Silent Coup: The Removal of a President
- Author: Len Colodny, Robert Gettlin
- Language: English
- Subject: Watergate scandal
- Publisher: St. Martin's Press
- Publication date: January 1992
- Publication place: United States
- Media type: Print (Hardcover)
- Pages: 580 pages
- ISBN: 0-312-05156-5 (hardback) ISBN 978-0-312-92763-9 (paper)
- OCLC: 22493143
- Dewey Decimal: 364.1/32/0973 20
- LC Class: E860 .C635 1991

= Silent Coup =

Early 1990s book about Nixon Watergate scandal

Silent Coup is a book written by Len Colodny and Robert Gettlin that proposed an alternate explanation for the Watergate scandal that led to the 1974 resignation of US President Richard Nixon.

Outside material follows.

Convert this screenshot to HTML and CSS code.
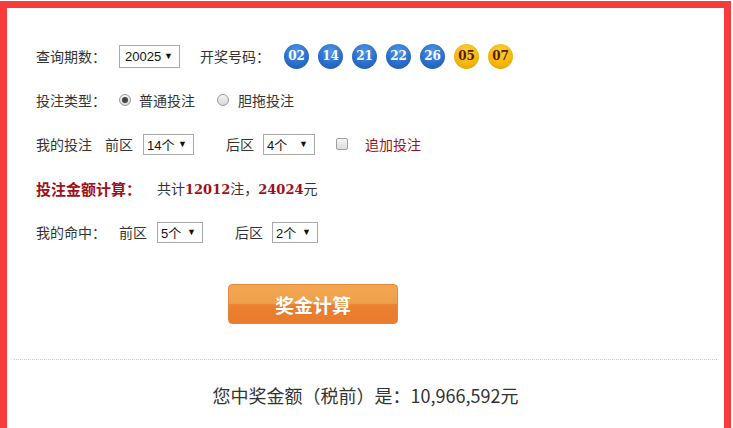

The first edition was published in 1991, followed by an expanded second edition in January 1992.

==Summary==

The prevailing narrative is that Nixon and his high-ranking associates covered up a 1972 break-in at the Democratic National Committee (DNC) headquarters in the Watergate Complex which had been undertaken to obtain information to be used against Nixon's political rivals.

In contrast, Colodny and Gettlin contend that former White House counsel John Dean orchestrated the 1972 Watergate burglary. Dean’s motive was argued to have been to protect his future wife Maureen Biner by removing information linking her to a call-girl ring that worked for the DNC. The authors also lay out a case that Nixon's Chief of Staff Alexander Haig colluded with national security personnel in an attempt to sabotage Nixon's presidency, the coup of the title. Colodny and Gettlin also argue Haig was "Deep Throat", the nickname for an important and then-unidentified source for reporter Bob Woodward, who broke the Watergate story with Carl Bernstein at The Washington Post. Woodward was a Naval officer before becoming a reporter, had briefed Haig at the White House in 1969 and 1970 in that capacity, and the authors suggest that Haig was a source for the reporters. Colodny and Gettlin are also sharply critical of Woodward and Bernstein, accusing them of violating journalistic conventions in pursuit of their story and of distorting known facts.

In 2005 it was revealed that FBI deputy director Mark Felt was the "Deep Throat" informant who had become Woodward's key source.

==Reception==
In a review for the Los Angeles Times, Robert Scheer said the book's claims might seem "preposterous" but were carefully documented and could not be easily dismissed. Apart from a flurry of media interest at the initial publication, Scheer said the book was largely ignored by mainstream American news outlets who he believed had uncritically accepted Woodward and Bernstein’s narrative.

Scheer also noted Silent Coup was not flattering to Nixon or intended as a defense of his administration given how he is depicted as venal, hapless and unethical.

==Lawsuits==

In 1992 John and Maureen Dean sued Nixon "plumber" G. Gordon Liddy for libel, after Liddy publicly supported the core claims in Silent Coup. Liddy's testimony was the first time he spoke publicly in detail about the Watergate break-in, as he had refused to cooperate with investigators during the Watergate scandal. The libel case was dismissed without prejudice and was later refiled. In 2001 a federal judge declared a mistrial after the jury was deadlocked, and dismissed the $5.1 million defamation lawsuit.

The Deans also sued St. Martin's Press, publisher of Silent Coup. St. Martin's settled the case for an undisclosed sum. Len Colodny also settled with John Dean, and explained that “Dean agreed to accept a settlement and sign an agreement not to sue the author again on the same grounds because he wanted to avoid a public courtroom drama.” Although, “Colodny said he wanted the court to hear the case because he was confident that a public trial would validate his reporting.” For his part, Dean has gone on record in the preface to his 2006 book, Conservatives Without Conscience, that he is "pleased" with the outcome.

In 2001, former DNC secretary Ida Wells sued Liddy in the U. S. Federal District Court in Baltimore on bases similar to those used by Dean. The court declared a mistrial, with judge J. Frederick Motz stating no "reasonable jury" could find in Wells’ favor.